Over at the BMW Tate Live Performance Room,more work is lined up: the Argentine artist Pablo Bronstein will take over the space on 26 April, followed by American artist Joan Jonas, who specialises in video and performance art, followed by Emily Roysdon and American artist Harrell Fletcher.
The Tate is also in the process of converting two unused subterranean oil tanks behind the Tate Modern, which will be used as ultra-modern gallery spaces for installations, film,performance and discussions.The first phase of the conversion will be unveiled later this year, and the entire project will reach completion in 2016.
The movement is seemingly transatlantic: The Museum of Modern Art’s (MoMA) Department of Media and Performance Art has an ongoing performance programme. One resulting project was the exhibition On Line: Drawing Through The Twentieth Century, which ran from 21 November 2010 – 7 February 2011. This exhibition examined the radical transformation of the medium of drawing throughout the century, particularly in relation to gesture and form.
Since the dancing body has so often been the subject matter for drawing – take Matisse’s La Danse as a prime example – the exhibition saw several artists, including American artist and choreographer Ralph Lemon, present dance works that examined the relationship between the two forms. MoMA’s performance programme also resulted in its affiliate art institution, MoMA PS1 in Queens, New York, commissioning Lemon to create a three-week programme of dance performances.
The exhibition, Some Sweet Day,will take place in the museum’s atrium from 15 October – 4 November and intends to demonstrate how dance can engage with a range of topics, including aesthetics, race, gender and history.

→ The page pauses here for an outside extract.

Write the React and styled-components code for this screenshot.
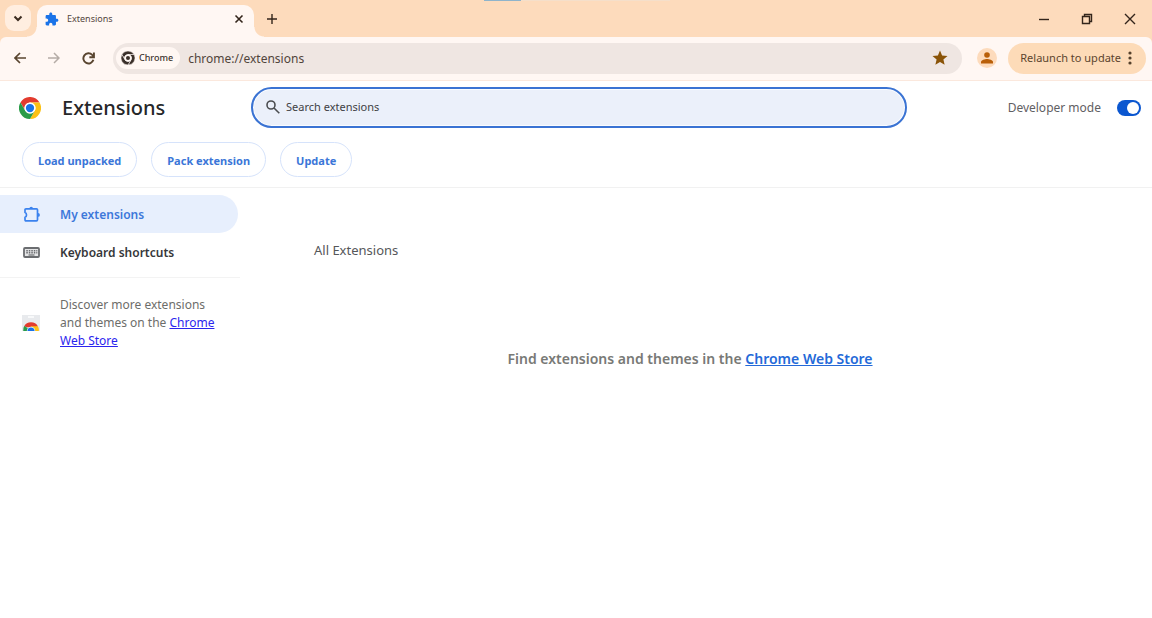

Jérome Bel will present his 2001 work, The Show Must Go On, using a cast of New York City dancers. Overall, there is a thriving scene that benefits dancers, artsists, dance companies and visual art galleries. This inseparable dialogue between art and dance, in an era that demands instant gratification via film, television, gaming and music, will also do much to keep the growing number of omnivorous cultural consumers satisfied.